We also know that the Medieval Roman church have archbishops in China and India meaning that the Papacy didn't ignore the chance seriously to expand into these area.
 
Mar 2014
1,796
Lithuania
#19
As I said, no more than 50. Your link gives period of several hundred years and mentions 2 merchants in China, do you thing this is benefit for millions of death caused by Mongol Empire? Mongol empire fragmented almost immediately after death of Genghis and split to multiple warring factions. I know it very well, because my country, Lithuania captured Ukraine. So there was no safe route to Europe. Potential merchant would have to cross multiple warring states that raided constantly. Reliable trade with China was established when Europeans sailed there. You can call benefit the fact, that from very few emissaries and priest Europeans knew that it is worth their while to look for sea way to China.
 
Jan 2019
89
Southeast Asia
#20
The Wikipedia article say there are thousands of European living, Genoese community and colony as well as archbishoprics, so the answer is probably too many to name all the merchants living there. The problem is that not all European are Western European, some are Byzantine, other Armenian. What certain is that there is a lot of European living there.


What did Lithuania capturing Ukraine have to do with anything?

Ukraine isn't the only way from Asia to Europe and vice versa.

The better way is through Trebizond and into Mongol controlled Middle East. More developed infrastructure and more secure.

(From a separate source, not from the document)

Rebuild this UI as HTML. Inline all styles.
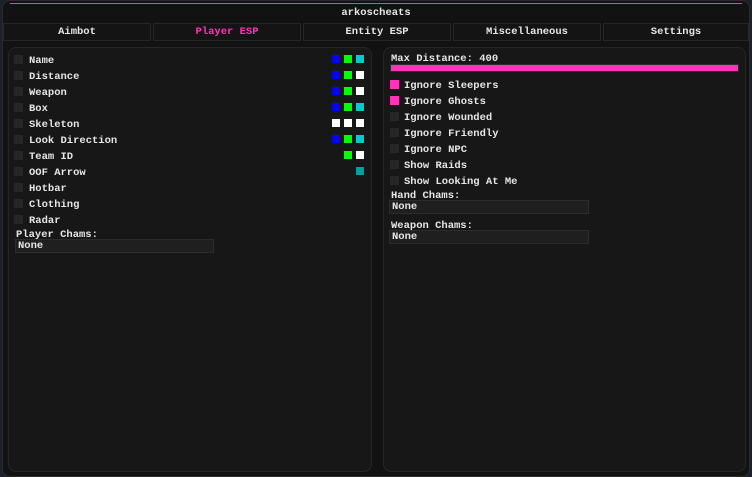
<!DOCTYPE html><html><head><style>
body{margin:0;width:752px;height:477px;background:#1b2029;overflow:hidden;font-family:"Liberation Mono",monospace;font-size:10.5px;font-weight:bold;color:#e6e6e6}
.win{position:absolute;left:2px;top:0;width:748px;height:477px;background:#121212;border-radius:8px;border:1px solid #2a2a2a;box-sizing:border-box}
.pl{position:absolute;left:10px;top:3px;width:732px;height:1px;background:#ff33bb}
.title{position:absolute;left:0;top:5px;width:752px;text-align:center;line-height:17px}
.tab{position:absolute;top:23px;height:18px;background:#141414;border:1px solid #262626;box-sizing:border-box;text-align:center;line-height:17px}
.panel{position:absolute;top:47px;height:425px;background:#171717;border:1px solid #262626;border-radius:8px;box-sizing:border-box}
.t{position:absolute;white-space:pre;line-height:12px;margin-top:1px}
.cb{position:absolute;width:9px;height:9px;background:#262626}
.cb.on{background:#ff33bb}
.sq{position:absolute;width:8px;height:8px}
.combo{position:absolute;height:14px;background:#1f1f1f;border:1px solid #2c2c2c;box-sizing:border-box;line-height:13px;padding-left:2px}
</style></head><body>
<div class="win"></div>
<div class="pl"></div>
<div class="title">arkoscheats</div>
<div class="tab" style="left:3px;width:148px">Aimbot</div>
<div class="tab" style="left:153px;width:148px;color:#ff33bb">Player ESP</div>
<div class="tab" style="left:303px;width:148px">Entity ESP</div>
<div class="tab" style="left:453px;width:148px">Miscellaneous</div>
<div class="tab" style="left:603px;width:146px">Settings</div>
<div class="panel" style="left:8px;width:364px"></div>
<div class="panel" style="left:383px;width:363px"></div>

<div class="cb" style="left:14px;top:55px"></div><div class="t" style="left:29px;top:54px">Name</div>
<div class="cb" style="left:14px;top:71px"></div><div class="t" style="left:29px;top:70px">Distance</div>
<div class="cb" style="left:14px;top:87px"></div><div class="t" style="left:29px;top:86px">Weapon</div>
<div class="cb" style="left:14px;top:103px"></div><div class="t" style="left:29px;top:102px">Box</div>
<div class="cb" style="left:14px;top:119px"></div><div class="t" style="left:29px;top:118px">Skeleton</div>
<div class="cb" style="left:14px;top:135px"></div><div class="t" style="left:29px;top:134px">Look Direction</div>
<div class="cb" style="left:14px;top:151px"></div><div class="t" style="left:29px;top:150px">Team ID</div>
<div class="cb" style="left:14px;top:167px"></div><div class="t" style="left:29px;top:166px">OOF Arrow</div>
<div class="cb" style="left:14px;top:183px"></div><div class="t" style="left:29px;top:182px">Hotbar</div>
<div class="cb" style="left:14px;top:199px"></div><div class="t" style="left:29px;top:198px">Clothing</div>
<div class="cb" style="left:14px;top:215px"></div><div class="t" style="left:29px;top:214px">Radar</div>
<div class="t" style="left:16px;top:228px">Player Chams:</div>
<div class="combo" style="left:15px;top:239px;width:199px">None</div>

<div class="sq" style="left:332px;top:55px;background:#0000ff"></div><div class="sq" style="left:344px;top:55px;background:#00ff00"></div><div class="sq" style="left:356px;top:55px;background:#00cccc"></div>
<div class="sq" style="left:332px;top:71px;background:#0000ff"></div><div class="sq" style="left:344px;top:71px;background:#00ff00"></div><div class="sq" style="left:356px;top:71px;background:#fff"></div>
<div class="sq" style="left:332px;top:87px;background:#0000ff"></div><div class="sq" style="left:344px;top:87px;background:#00ff00"></div><div class="sq" style="left:356px;top:87px;background:#fff"></div>
<div class="sq" style="left:332px;top:103px;background:#0000ff"></div><div class="sq" style="left:344px;top:103px;background:#00ff00"></div><div class="sq" style="left:356px;top:103px;background:#00cccc"></div>
<div class="sq" style="left:332px;top:119px;background:#fff"></div><div class="sq" style="left:344px;top:119px;background:#fff"></div><div class="sq" style="left:356px;top:119px;background:#fff"></div>
<div class="sq" style="left:332px;top:135px;background:#0000ff"></div><div class="sq" style="left:344px;top:135px;background:#00ff00"></div><div class="sq" style="left:356px;top:135px;background:#00cccc"></div>
<div class="sq" style="left:344px;top:151px;background:#00ff00"></div><div class="sq" style="left:356px;top:151px;background:#fff"></div>
<div class="sq" style="left:356px;top:167px;background:#00a0a0"></div>

<div class="t" style="left:391px;top:52px">Max Distance: 400</div>
<div style="position:absolute;left:390px;top:64px;width:349px;height:8px;background:#ff33bb;border:1px solid #2a2a2a;box-sizing:border-box"></div>
<div class="cb on" style="left:390px;top:80px"></div><div class="t" style="left:404px;top:79px">Ignore Sleepers</div>
<div class="cb on" style="left:390px;top:96px"></div><div class="t" style="left:404px;top:95px">Ignore Ghosts</div>
<div class="cb" style="left:390px;top:112px"></div><div class="t" style="left:404px;top:111px">Ignore Wounded</div>
<div class="cb" style="left:390px;top:128px"></div><div class="t" style="left:404px;top:127px">Ignore Friendly</div>
<div class="cb" style="left:390px;top:144px"></div><div class="t" style="left:404px;top:143px">Ignore NPC</div>
<div class="cb" style="left:390px;top:160px"></div><div class="t" style="left:404px;top:159px">Show Raids</div>
<div class="cb" style="left:390px;top:176px"></div><div class="t" style="left:404px;top:175px">Show Looking At Me</div>
<div class="t" style="left:391px;top:189px">Hand Chams:</div>
<div class="combo" style="left:389px;top:200px;width:200px">None</div>
<div class="t" style="left:391px;top:219px">Weapon Chams:</div>
<div class="combo" style="left:389px;top:230px;width:200px">None</div>
</body></html>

There is also the choice of travelling through the Mediterranean and then go through Egypt and take a sea route to China, but why would they go there if there is no European travelling through the land route and bringing back tales of riches.


Benefit caused by an event is always arguable in history. Colonialism enslave many, but bring technologies to primitive tribes. WW 2 killed millions of people, but afterward many Asian countries managed to get their independence.


I highly doubt that European would be motivated to explore sea routes and built colony, if it not for the Mongol conquest.

There would be no reason to spend resources to travel across an uncertain ocean.